Le Prélat exprime sa reconnaissance à Dieu pour l'élection du Pape François. Considérant la Résurrection du Christ, vérité historique et fondement de notre foi, il nous invite à travailler à l'édification du Règne de Dieu sur la terre à travers le soutien, affectif et effectif, apporté à ceux qui sont dans le besoin.

Mes très chers enfants, que Jésus vous garde !

Avec l’élection encore très récente du nouveau Pape, nous avons été les témoins d’un moment extrêmement important pour la vie de l’Église. Comme toujours dans ce genre d’événement, nous avons fait l’expérience de l’action du Paraclet et constaté ce que Benoît XVI affirmait au début de son ministère pétrinien : « L’Église est vivante — telle est la merveilleuse expérience de ces jours-ci. […] L’Église est jeune. Elle porte en elle l’avenir du monde, et c’est pourquoi elle montre aussi à chacun de nous le chemin vers l’avenir. L’Église est vivante et nous le voyons : nous faisons l’expérience de la joie que le Ressuscité a promise aux siens. » [1]

Dans l’Œuvre, nous avons tous accueilli l’élection du pape François avec une grande joie, unis à toute l’Église. Cette élection a entraîné un regain de spiritualité et de nouveaux désirs d’amélioration. La fête de la Saint Joseph, jour où le nouveau Souverain pontife a commencé solennellement son ministère de Pasteur suprême de l’Église universelle, a rendu particulièrement tangible le fait que le Seigneur, sa très Sainte Mère et le saint Patriarche veillent sur l’Église à tout moment. L’Épouse du Christ ne se trouve jamais seule au milieu des surprises et des fluctuations de son existence.

« Comment Joseph vit-il sa vocation de gardien de Marie, de Jésus, de l’Église ? » se demandait le pape François, qui répondait : « Dans la constante attention à Dieu, ouvert à ses signes, disponible à son projet, non pas tant au sien propre ; et c’est cela que Dieu demande à David […]. Dieu ne désire pas une maison construite par l’homme, mais il désire la fidélité à sa Parole, à son dessein ; c’est Dieu lui-même qui construit la maison, mais de pierres vivantes marquées de son Esprit.
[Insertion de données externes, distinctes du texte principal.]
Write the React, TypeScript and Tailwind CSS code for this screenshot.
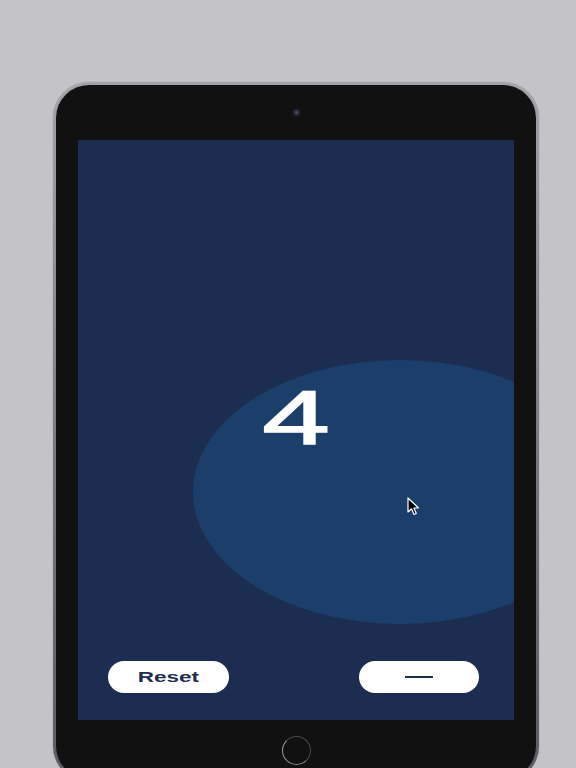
import React from "react";

function Cursor() {
  return (
    <svg width="16" height="20" viewBox="0 0 16 20" className="absolute left-[329px] top-[357px]">
      <path
        d="M1 1 L1 15 L4.5 11.8 L7 17.5 L9.3 16.5 L6.9 11 L11.5 11 Z"
        fill="#000"
        stroke="#fff"
        strokeWidth="1.2"
        strokeLinejoin="round"
      />
    </svg>
  );
}

export default function App() {
  return (
    <div className="h-screen w-full overflow-hidden bg-[#c4c3c8] pl-[53px] pt-[82px]">
      {/* device */}
      <div className="w-[486px] h-[700px] rounded-[36px] bg-gradient-to-b from-[#a4a4a8] via-[#7c7c80] to-[#5c5c60] p-[3px] shadow-[0_0_1px_rgba(0,0,0,0.4)]">
        <div className="flex h-full w-full flex-col items-center rounded-[33px] bg-[#111111] px-[22px]">
          {/* camera */}
          <div className="flex h-[55px] items-center justify-center">
            <div className="flex h-[7px] w-[7px] items-center justify-center rounded-full bg-[#2a2b38]">
              <div className="h-[3px] w-[3px] rounded-full bg-[#3c4a78]" />
            </div>
          </div>

          {/* screen */}
          <div className="relative flex h-[580px] w-[436px] flex-col overflow-hidden bg-[#1b2d50]">
            <div className="absolute left-[115px] top-[220px] h-[264px] w-[414px] rounded-[50%] bg-[#1c3e6a]" />

            <div
              className="relative mt-[240px] flex justify-center text-[76px] leading-none text-white"
              style={{ fontFamily: '"Liberation Sans", Arial, sans-serif' }}
            >
              <span className="inline-block origin-center scale-x-[1.6] [-webkit-text-stroke:1.4px_white]">4</span>
            </div>

            <Cursor />

            <div className="relative mt-auto flex items-center justify-between pb-[27px] pl-[30px] pr-[35px]">
              <button
                className="flex h-[32px] w-[121px] items-center justify-center rounded-full bg-white text-[15px] font-bold text-[#1e2d4f]"
                style={{ fontFamily: '"Liberation Sans", Arial, sans-serif' }}
              >
                <span className="inline-block scale-x-[1.5]">Reset</span>
              </button>
              <button className="flex h-[32px] w-[120px] items-center justify-center rounded-full bg-white">
                <span className="block h-[2px] w-[28px] bg-[#1e2d4f]" />
              </button>
            </div>
          </div>

          {/* home button */}
          <div className="mt-[16px] h-[29px] w-[29px] rounded-full border-[1.5px] border-t-[#4a4a4e] border-r-[#4a4a4e] border-b-[#8a8a8e] border-l-[#9a9a9e]" />
        </div>
      </div>
    </div>
  );
}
Et Joseph est “gardien”, parce qu’il sait écouter Dieu, il se laisse guider par sa volonté, et justement pour cela il est encore plus sensible aux personnes qui lui sont confiées, il sait lire avec réalisme les événements, il est attentif à ce qui l’entoure, et il sait prendre les décisions les plus sages. » [2] Comme je vous l’ai fait remarquer avant l’élection et vous l’ai confirmé ensuite, suivant notre fondateur en cela comme en tout, nous aimons déjà le nouveau pape avec une immense affection surnaturelle et humaine. En même temps, nous nous efforçons d’appuyer, par une prière et une mortification abondantes, les premiers pas de son ministère, qui sont toujours importants.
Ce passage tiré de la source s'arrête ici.